* _Task to complete_
Write out the full set of records exactly. Any pictures in them do not belong in the copy.
--- start of Provided material ---
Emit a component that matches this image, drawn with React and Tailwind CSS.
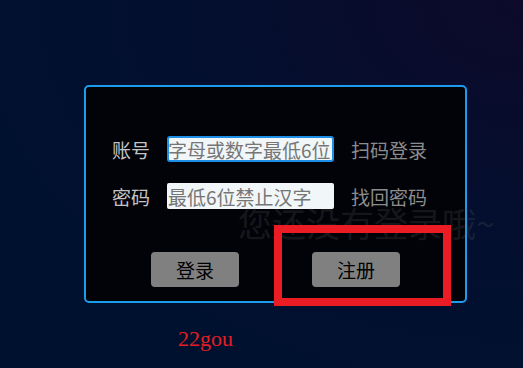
import React from 'react';

const cjk = { fontFamily: '"Noto Sans CJK SC", "Noto Sans", sans-serif' };

const LoginPage = () => {
  return (
    <div
      className="relative w-full h-[368px] overflow-hidden bg-[radial-gradient(ellipse_at_100%_0%,#0d0a2a_0%,#040e2e_40%,#00112f_75%)]"
      style={cjk}
    >
      <div className="pt-[85px] pl-[84px]">
        {/* Panel */}
        <div className="w-[383px] h-[218px] rounded-[5px] border-2 border-[#1c9cec] bg-[#020308] pt-[49px]">
          <div className="flex items-center h-[26px] pl-[26px]">
            <span className="w-[38px] text-[19px] leading-none text-[#c4c4c4]">账号</span>
            <div className="ml-[17px] w-[167px] h-[26px] rounded-[3px] border-2 border-[#1e8fe6] bg-[#f1f6f9] flex items-center overflow-hidden">
              <span className="text-[19px] leading-none text-[#767676] whitespace-nowrap -ml-px">字母或数字最低6位</span>
            </div>
            <span className="ml-[17px] text-[19px] leading-none text-[#8c8c8c]">扫码登录</span>
          </div>
          <div className="flex items-center h-[26px] mt-[21px] pl-[26px]">
            <span className="w-[38px] text-[19px] leading-none text-[#c4c4c4]">密码</span>
            <div className="ml-[17px] w-[167px] h-[26px] rounded-[2px] bg-[#f1f6f9] flex items-center overflow-hidden">
              <span className="text-[19px] leading-none text-[#767676] whitespace-nowrap ml-px">最低6位禁止汉字</span>
            </div>
            <span className="ml-[17px] text-[19px] leading-none text-[#8c8c8c]">找回密码</span>
          </div>
          <div className="flex mt-[43px] pl-[65px] gap-[73px]">
            <button className="w-[88px] h-[35px] rounded-[4px] bg-[#808080] text-[19px] leading-none text-black">登录</button>
            <button className="w-[88px] h-[35px] rounded-[4px] bg-[#808080] text-[19px] leading-none text-black">注册</button>
          </div>
        </div>

        <div
          className="mt-[25px] ml-[94px] text-[22px] leading-none text-[#e31e24]"
          style={{ fontFamily: '"Liberation Serif", serif' }}
        >
          22gou
        </div>
      </div>

      {/* Tip overlay */}
      <div className="absolute left-[238px] top-[206px] text-[34px] leading-none whitespace-nowrap text-[rgba(128,128,128,0.18)]">
        您还没有登录哦~
      </div>

      {/* Highlight box */}
      <div className="absolute left-[274px] top-[225px] w-[177px] h-[81px] border-[8.5px] border-[#ec1c24]" />
    </div>
  );
};

export default function App() {
  return <LoginPage />;
}
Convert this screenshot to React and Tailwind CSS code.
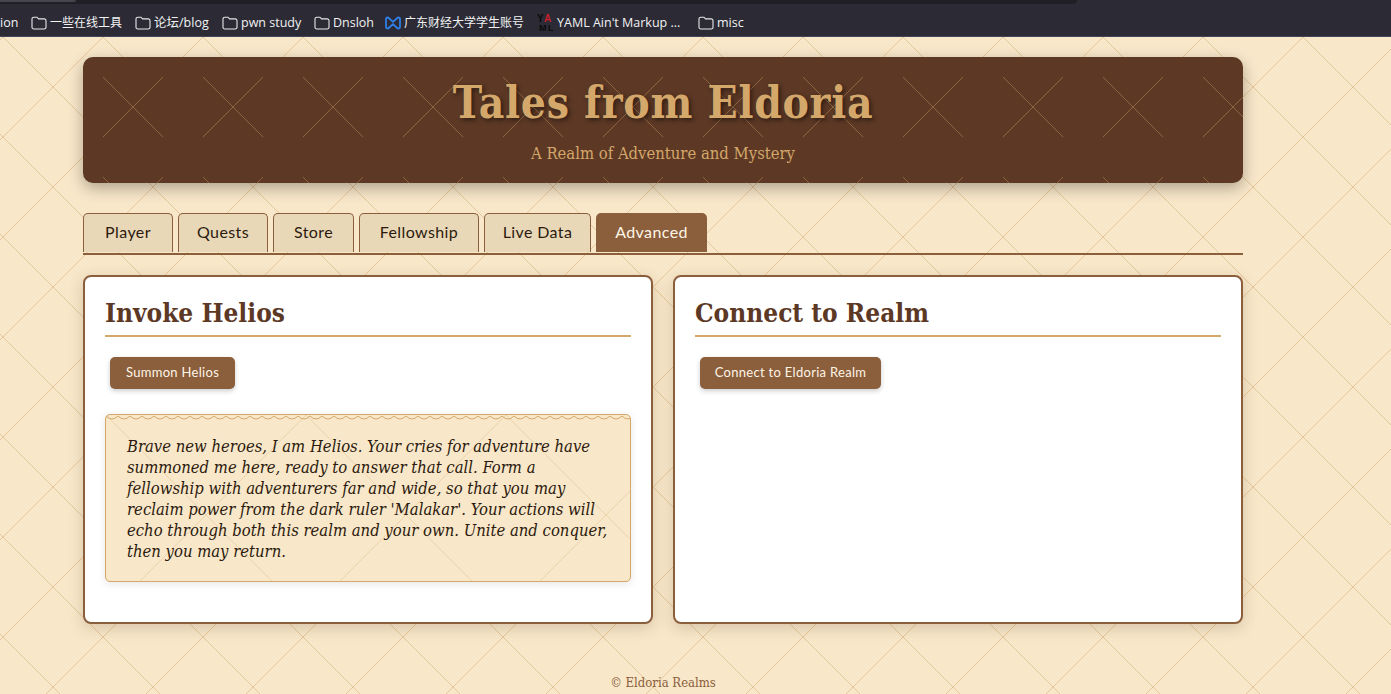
--- end of Provided material ---
* _Solution for this task_
Emit a component that matches this image, drawn with React and Tailwind CSS.
import React from 'react';

const cjk = { fontFamily: '"Noto Sans CJK SC", "Noto Sans", sans-serif' };

const LoginPage = () => {
  return (
    <div
      className="relative w-full h-[368px] overflow-hidden bg-[radial-gradient(ellipse_at_100%_0%,#0d0a2a_0%,#040e2e_40%,#00112f_75%)]"
      style={cjk}
    >
      <div className="pt-[85px] pl-[84px]">
        {/* Panel */}
        <div className="w-[383px] h-[218px] rounded-[5px] border-2 border-[#1c9cec] bg-[#020308] pt-[49px]">
          <div className="flex items-center h-[26px] pl-[26px]">
            <span className="w-[38px] text-[19px] leading-none text-[#c4c4c4]">账号</span>
            <div className="ml-[17px] w-[167px] h-[26px] rounded-[3px] border-2 border-[#1e8fe6] bg-[#f1f6f9] flex items-center overflow-hidden">
              <span className="text-[19px] leading-none text-[#767676] whitespace-nowrap -ml-px">字母或数字最低6位</span>
            </div>
            <span className="ml-[17px] text-[19px] leading-none text-[#8c8c8c]">扫码登录</span>
          </div>
          <div className="flex items-center h-[26px] mt-[21px] pl-[26px]">
            <span className="w-[38px] text-[19px] leading-none text-[#c4c4c4]">密码</span>
            <div className="ml-[17px] w-[167px] h-[26px] rounded-[2px] bg-[#f1f6f9] flex items-center overflow-hidden">
              <span className="text-[19px] leading-none text-[#767676] whitespace-nowrap ml-px">最低6位禁止汉字</span>
            </div>
            <span className="ml-[17px] text-[19px] leading-none text-[#8c8c8c]">找回密码</span>
          </div>
          <div className="flex mt-[43px] pl-[65px] gap-[73px]">
            <button className="w-[88px] h-[35px] rounded-[4px] bg-[#808080] text-[19px] leading-none text-black">登录</button>
            <button className="w-[88px] h-[35px] rounded-[4px] bg-[#808080] text-[19px] leading-none text-black">注册</button>
          </div>
        </div>

        <div
          className="mt-[25px] ml-[94px] text-[22px] leading-none text-[#e31e24]"
          style={{ fontFamily: '"Liberation Serif", serif' }}
        >
          22gou
        </div>
      </div>

      {/* Tip overlay */}
      <div className="absolute left-[238px] top-[206px] text-[34px] leading-none whitespace-nowrap text-[rgba(128,128,128,0.18)]">
        您还没有登录哦~
      </div>

      {/* Highlight box */}
      <div className="absolute left-[274px] top-[225px] w-[177px] h-[81px] border-[8.5px] border-[#ec1c24]" />
    </div>
  );
};

export default function App() {
  return <LoginPage />;
}
Convert this screenshot to React and Tailwind CSS code.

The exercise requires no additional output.